(Data listing):
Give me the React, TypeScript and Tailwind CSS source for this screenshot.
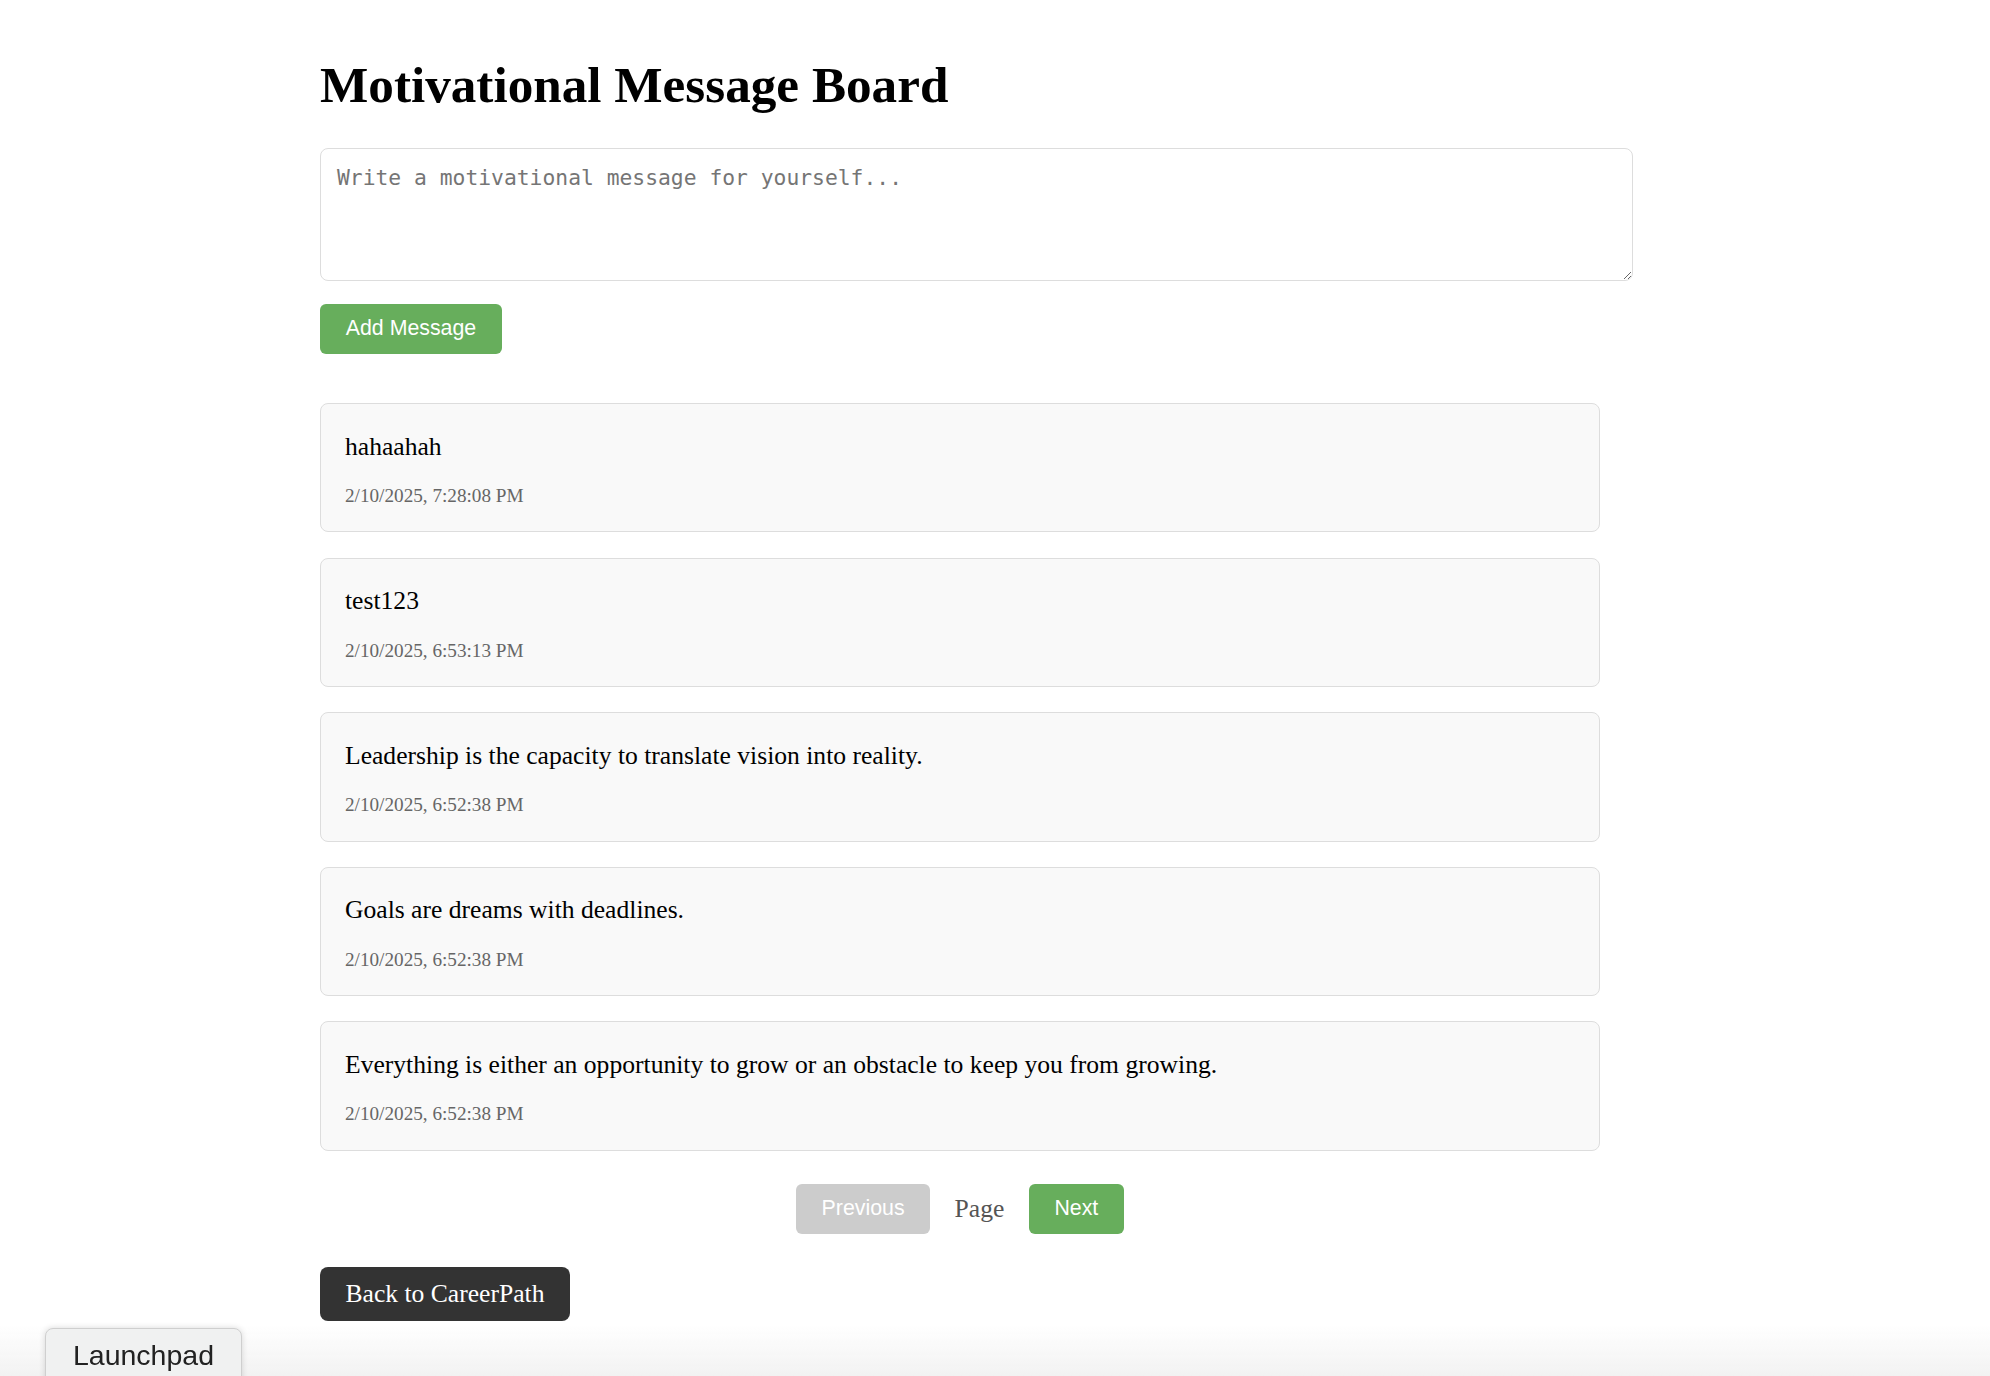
import React from "react";

const messages = [
  { text: "hahaahah", date: "2/10/2025, 7:28:08 PM" },
  { text: "test123", date: "2/10/2025, 6:53:13 PM" },
  { text: "Leadership is the capacity to translate vision into reality.", date: "2/10/2025, 6:52:38 PM" },
  { text: "Goals are dreams with deadlines.", date: "2/10/2025, 6:52:38 PM" },
  {
    text: "Everything is either an opportunity to grow or an obstacle to keep you from growing.",
    date: "2/10/2025, 6:52:38 PM",
  },
];

export default function App() {
  return (
    <div className="min-h-[1376px] bg-white text-black [font-family:'Liberation_Serif',serif]">
      <div className="pl-[320px] pt-[55px] pb-[60px]">
        <div className="w-[1280px]">
          <h1 className="m-0 text-[51.2px] leading-[59px] font-bold [font-family:'Liberation_Serif',serif]">
            Motivational Message Board
          </h1>
          <textarea
            className="mt-[34px] block w-[1313px] h-[133px] rounded-[8px] border border-[#dddddd] bg-white p-[16px] text-[21.33px] leading-[25px] [font-family:'DejaVu_Sans_Mono',monospace] placeholder:text-[#757575] outline-none"
            placeholder="Write a motivational message for yourself..."
          />
          <button className="mt-[23px] flex h-[50px] w-[182px] items-center justify-center rounded-[6px] bg-[#67ae5c] text-[21.33px] text-white [font-family:'Liberation_Sans',Arial,sans-serif]">
            Add Message
          </button>
          <div className="mt-[49px] flex flex-col gap-[25.2px]">
            {messages.map((m, i) => (
              <div
                key={i}
                className="rounded-[8px] border border-[#dddddd] bg-[#f9f9f9] px-[24px] pt-[27.5px] pb-[24.4px]"
              >
                <p className="m-0 text-[25.6px] leading-[30px] text-black">{m.text}</p>
                <p className="mt-[23.5px] text-[19.2px] leading-[22px] text-[#666666]">{m.date}</p>
              </div>
            ))}
          </div>
          <div className="mt-[33px] flex items-center justify-center">
            <button className="flex h-[50px] w-[134px] items-center justify-center rounded-[6px] bg-[#cccccc] text-[21.33px] text-white [font-family:'Liberation_Sans',Arial,sans-serif]">
              Previous
            </button>
            <span className="mx-[24.5px] text-[25.6px] leading-[30px] text-[#555555]">Page</span>
            <button className="flex h-[50px] w-[95px] items-center justify-center rounded-[6px] bg-[#67ae5c] text-[21.33px] text-white [font-family:'Liberation_Sans',Arial,sans-serif]">
              Next
            </button>
          </div>
          <a className="mt-[33px] flex h-[54px] w-[250px] items-center justify-center rounded-[8px] bg-[#333333] text-[25.6px] text-white">
            Back to CareerPath
          </a>
        </div>
      </div>

      <div className="pointer-events-none fixed bottom-0 left-0 right-0 h-[52px] bg-gradient-to-b from-[rgba(255,255,255,0)] to-[#f2f2f2]" />
      <div className="fixed bottom-[-6px] left-[45px] flex h-[54px] w-[197px] items-start justify-center rounded-t-[8px] border border-[#cfcfcf] bg-[#f0f1f1] pt-[9px] shadow-[0_0_6px_rgba(0,0,0,0.15)]">
        <span className="text-[28.5px] leading-[34px] text-[#222222] [font-family:'Liberation_Sans',Helvetica,sans-serif]">
          Launchpad
        </span>
      </div>
    </div>
  );
}
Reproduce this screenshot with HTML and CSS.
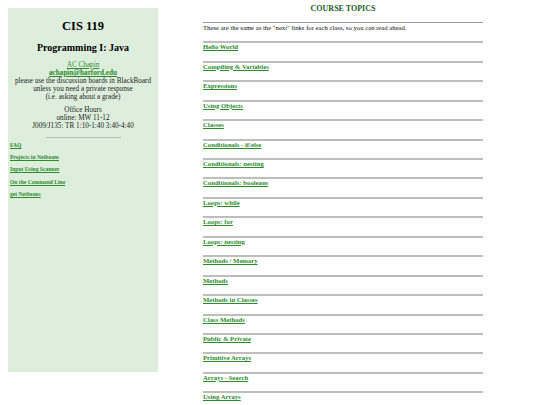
FILE: index.html
```html
<!DOCTYPE html>
<html>
<head>
<meta charset="utf-8">
<link rel="stylesheet" href="styles.css">
</head>
<body>
<div class="page">
  <div class="sidebar">
    <h1 class="course">CIS 119</h1>
    <h2 class="subtitle">Programming I: Java</h2>
    <div class="contact">
      <a class="name" href="#">AC Chapin</a><br>
      <a class="email" href="#">achapin@harford.edu</a><br>
      please use the discussion boards in BlackBoard<br>
      unless you need a private response<br>
      (i.e. asking about a grade)
    </div>
    <div class="hours">
      Office Hours<br>
      online: MW 11-12<br>
      J009/J135: TR 1:10-1:40 3:40-4:40
    </div>
    <div class="rule"></div>
    <ul class="side-links">
      <li><a href="#">FAQ</a></li>
      <li><a href="#">Projects in Netbeans</a></li>
      <li><a href="#">Input Using Scanner</a></li>
      <li><a href="#">On the Command Line</a></li>
      <li><a href="#">get Netbeans</a></li>
    </ul>
  </div>
  <div class="main">
    <div class="title">COURSE TOPICS</div>
    <div class="intro">These are the same as the "next" links for each class, so you can read ahead.</div>
    <ul class="topics">
      <li><a href="#">Hello World</a></li>
      <li><a href="#">Compiling &amp; Variables</a></li>
      <li><a href="#">Expressions</a></li>
      <li><a href="#">Using Objects</a></li>
      <li><a href="#">Classes</a></li>
      <li><a href="#">Conditionals - if/else</a></li>
      <li><a href="#">Conditionals: nesting</a></li>
      <li><a href="#">Conditionals: booleans</a></li>
      <li><a href="#">Loops: while</a></li>
      <li><a href="#">Loops: for</a></li>
      <li><a href="#">Loops: nesting</a></li>
      <li><a href="#">Methods / Memory</a></li>
      <li><a href="#">Methods</a></li>
      <li><a href="#">Methods in Classes</a></li>
      <li><a href="#">Class Methods</a></li>
      <li><a href="#">Public &amp; Private</a></li>
      <li><a href="#">Primitive Arrays</a></li>
      <li><a href="#">Arrays - Search</a></li>
      <li><a href="#">Using Arrays</a></li>
    </ul>
  </div>
</div>
</body>
</html>
```
FILE: styles.css
```css
html, body {
  margin: 0;
  padding: 0;
  background: #ffffff;
  overflow: hidden;
}
body {
  font-family: "Liberation Serif", "Times New Roman", serif;
  color: #111;
}
.page {
  display: flex;
  align-items: flex-start;
  padding: 3px 0 0 8px;
}
.sidebar {
  width: 150px;
  height: 364px;
  margin-top: 5px;
  background: #deeedd;
  box-sizing: border-box;
  text-align: center;
}
.course {
  margin: 11px 0 0;
  font-size: 12.5px;
  line-height: 14px;
  font-weight: bold;
  color: #000;
}
.subtitle {
  margin: 9px 0 0;
  font-size: 10px;
  line-height: 12px;
  font-weight: bold;
  color: #000;
}
.contact {
  margin-top: 7px;
  font-size: 7.2px;
  line-height: 8px;
  color: #222;
}
.hours {
  margin-top: 5px;
  font-size: 7.2px;
  line-height: 8px;
  color: #222;
}
a {
  color: #2c8c2c;
  text-decoration: underline;
}
.email {
  font-weight: bold;
}
.rule {
  width: 75px;
  height: 1px;
  background: #b9b9b9;
  margin: 7px auto 0;
}
.side-links {
  list-style: none;
  margin: 1px 0 0;
  padding: 0 0 0 2px;
  text-align: left;
}
.side-links li {
  font-size: 5.6px;
  line-height: 12.2px;
  font-weight: bold;
}
.main {
  width: 280px;
  margin-left: 45px;
}
.title {
  text-align: center;
  font-weight: bold;
  font-size: 8px;
  line-height: 12px;
  color: #1d5a1d;
  margin-bottom: 7px;
}
.intro {
  border-top: 1px solid #9a9a9a;
  height: 19.4px;
  box-sizing: border-box;
  font-size: 6.7px;
  line-height: 9px;
}
.topics {
  list-style: none;
  margin: 0;
  padding: 0;
}
.topics li {
  border-top: 2px solid #bdbdbd;
  height: 19.44px;
  box-sizing: border-box;
  font-size: 6.7px;
  line-height: 7px;
  font-weight: bold;
}
```
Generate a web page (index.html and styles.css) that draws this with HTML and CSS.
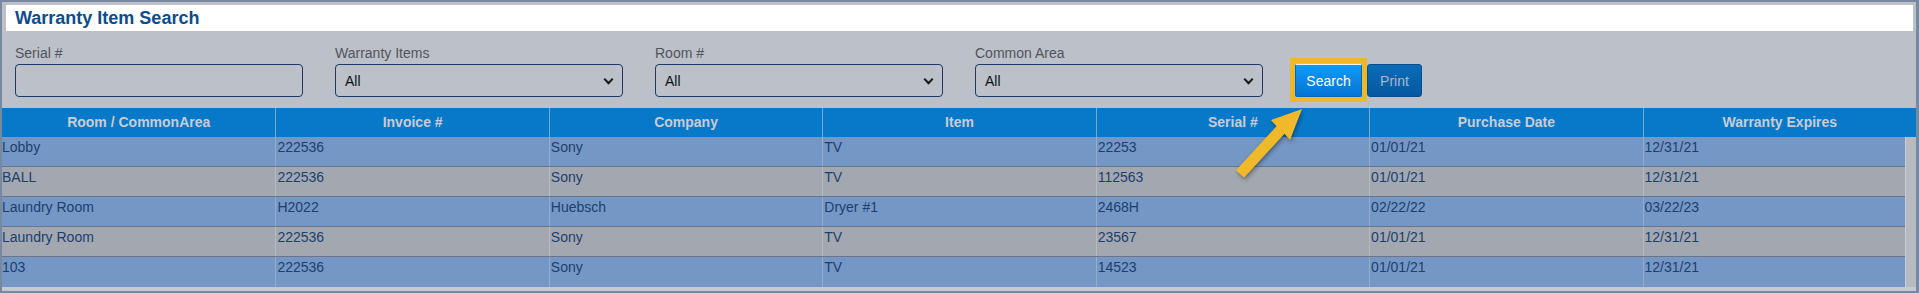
FILE: index.html
```html
<!DOCTYPE html>
<html>
  <head>
    <meta charset="utf-8" />
    <title>Warranty Item Search</title>
    <link rel="stylesheet" href="styles.css">
  </head>
  <body>
    <div class="panel">
      <div class="title-bar">
        <h1>Warranty Item Search</h1>
      </div>

      <form class="filters">
        <label class="field">
          <span class="field-label">Serial #</span>
          <input class="control" type="text" name="serial" />
        </label>
        <label class="field">
          <span class="field-label">Warranty Items</span>
          <span class="select-wrap"><select class="control" name="item"><option>All</option></select></span>
        </label>
        <label class="field">
          <span class="field-label">Room #</span>
          <span class="select-wrap"><select class="control" name="room"><option>All</option></select></span>
        </label>
        <label class="field">
          <span class="field-label">Common Area</span>
          <span class="select-wrap"><select class="control" name="area"><option>All</option></select></span>
        </label>
        <div class="actions">
          <span class="highlight"><button class="btn btn-search" type="button">Search</button></span>
          <button class="btn btn-print" type="button">Print</button>
        </div>
      </form>

      <div class="grid">
        <div class="grid-head">
          <div class="th">Room / CommonArea</div>
          <div class="th">Invoice #</div>
          <div class="th">Company</div>
          <div class="th">Item</div>
          <div class="th">Serial #</div>
          <div class="th">Purchase Date</div>
          <div class="th">Warranty Expires</div>
        </div>
        <div class="grid-body">
          <div class="rows">
            <div class="row">
              <div class="td">Lobby</div><div class="td">222536</div><div class="td">Sony</div><div class="td">TV</div><div class="td">22253</div><div class="td">01/01/21</div><div class="td">12/31/21</div>
            </div>
            <div class="row">
              <div class="td">BALL</div><div class="td">222536</div><div class="td">Sony</div><div class="td">TV</div><div class="td">112563</div><div class="td">01/01/21</div><div class="td">12/31/21</div>
            </div>
            <div class="row">
              <div class="td">Laundry Room</div><div class="td">H2022</div><div class="td">Huebsch</div><div class="td">Dryer #1</div><div class="td">2468H</div><div class="td">02/22/22</div><div class="td">03/22/23</div>
            </div>
            <div class="row">
              <div class="td">Laundry Room</div><div class="td">222536</div><div class="td">Sony</div><div class="td">TV</div><div class="td">23567</div><div class="td">01/01/21</div><div class="td">12/31/21</div>
            </div>
            <div class="row">
              <div class="td">103</div><div class="td">222536</div><div class="td">Sony</div><div class="td">TV</div><div class="td">14523</div><div class="td">01/01/21</div><div class="td">12/31/21</div>
            </div>
          </div>
          <div class="scroll-track"></div>
        </div>
      </div>

      <!-- callout pointing at the Search button -->
      <svg class="callout-arrow" width="90" height="90" viewBox="0 0 90 90">
        <polygon points="77,9 65,40 59.5,33.8 19,77.8 11,70.2 51.5,26.2 46,20" fill="#f0b92a" />
      </svg>
    </div>
  </body>
</html>
```

FILE: styles.css
```css
html {
  margin: 0px;
  padding: 0px;
}
body {
  font-family: 'Liberation Sans', Arial, Helvetica, sans-serif;
  margin: 0px;
  padding: 0px;
  background-color: #bcc0c8;
}
.panel {
  position: relative;
  box-sizing: border-box;
  width: 1919px;
  height: 293px;
  border: 2px solid #7689a0;
  border-right-width: 3px;
  background-color: #bcc0c8;
  overflow: hidden;
}
.title-bar {
  margin: 3px 3px 0px 4px;
  height: 26px;
  background-color: #ffffff;
}
.title-bar h1 {
  margin: 0px;
  padding-left: 9px;
  font-size: 18px;
  line-height: 26px;
  font-weight: bold;
  color: #0c4c8e;
}
.filters {
  display: flex;
  align-items: flex-end;
  gap: 32px;
  margin: 0px;
  padding: 14px 0px 0px 13px;
}
.field {
  display: flex;
  flex-direction: column;
  width: 288px;
}
.field-label {
  font-size: 14px;
  line-height: 16px;
  color: #50555f;
  margin-bottom: 3px;
}
.control {
  box-sizing: border-box;
  width: 100%;
  height: 33px;
  margin: 0px;
  padding: 0px 9px;
  border: 1px solid #1b3a6b;
  border-radius: 4px;
  background-color: transparent;
  font-family: inherit;
  font-size: 14px;
  color: #111111;
  -webkit-appearance: none;
  appearance: none;
}
.select-wrap {
  position: relative;
  display: block;
}
.select-wrap::after {
  content: '';
  position: absolute;
  right: 11px;
  top: 12px;
  width: 5px;
  height: 5px;
  border-right: 2px solid #1a1a1a;
  border-bottom: 2px solid #1a1a1a;
  transform: rotate(45deg);
  pointer-events: none;
}
.actions {
  display: flex;
  align-items: flex-end;
  margin-left: -5px;
}
.highlight {
  display: flex;
  padding-top: 1px;
  border: 5px solid #efb828;
  margin-bottom: -5px;
}
.btn {
  box-sizing: border-box;
  height: 33px;
  padding: 0px;
  border-radius: 3px;
  font-family: inherit;
  font-size: 14px;
}
.btn-search {
  width: 67px;
  color: #ffffff;
  border: 1px solid #0866bb;
  border-top-color: #eaf4ff;
  border-radius: 2px;
  background: linear-gradient(#119af4, #0574d6);
}
.btn-print {
  width: 55px;
  color: #a9b9cd;
  border: 1px solid #0a4c8a;
  background: linear-gradient(#0a6cb8, #0558a0);
}
.grid {
  margin-top: 11px;
}
.grid-head {
  display: grid;
  grid-template-columns: repeat(7, 1fr);
  height: 29px;
  background-color: #0878c9;
}
.th {
  font-size: 14px;
  line-height: 29px;
  font-weight: bold;
  text-align: center;
  color: #c6cdd8;
  border-left: 1px solid #78a8d2;
}
.th:first-child {
  border-left: none;
}
.grid-body {
  display: flex;
  height: 154px;
  background-color: #c6c9cf;
}
.rows {
  flex: 1;
  height: 150px;
}
.row {
  box-sizing: border-box;
  display: grid;
  grid-template-columns: repeat(6, 273.43px) 1fr;
  height: 30px;
  border-bottom: 1px solid #6b7585;
  background-color: #7597c5;
}
.row:nth-child(2n) {
  background-color: #a3a7af;
}
.row:last-child {
  border-bottom: none;
}
.td {
  padding: 2px 0px 0px 1px;
  font-size: 14px;
  line-height: 16px;
  color: #1c3f6f;
  border-left: 1px solid rgba(255, 255, 255, 0.22);
}
.td:first-child {
  padding-left: 0px;
  border-left: none;
}
.scroll-track {
  box-sizing: border-box;
  width: 11px;
  height: 150px;
  background-color: #b6bac1;
  border-left: 1px solid #c9ccd2;
}
.callout-arrow {
  position: absolute;
  left: 1223px;
  top: 98px;
  filter: drop-shadow(1px 2px 2px rgba(0, 0, 0, 0.4));
}
```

(Problem statement):
Only the lines from the start of the records to the line with "import React from" belong in the copy. Print them exactly, minus pictures.

(Full output):
Give me the React, TypeScript and Tailwind CSS source for this screenshot.
import React from "react";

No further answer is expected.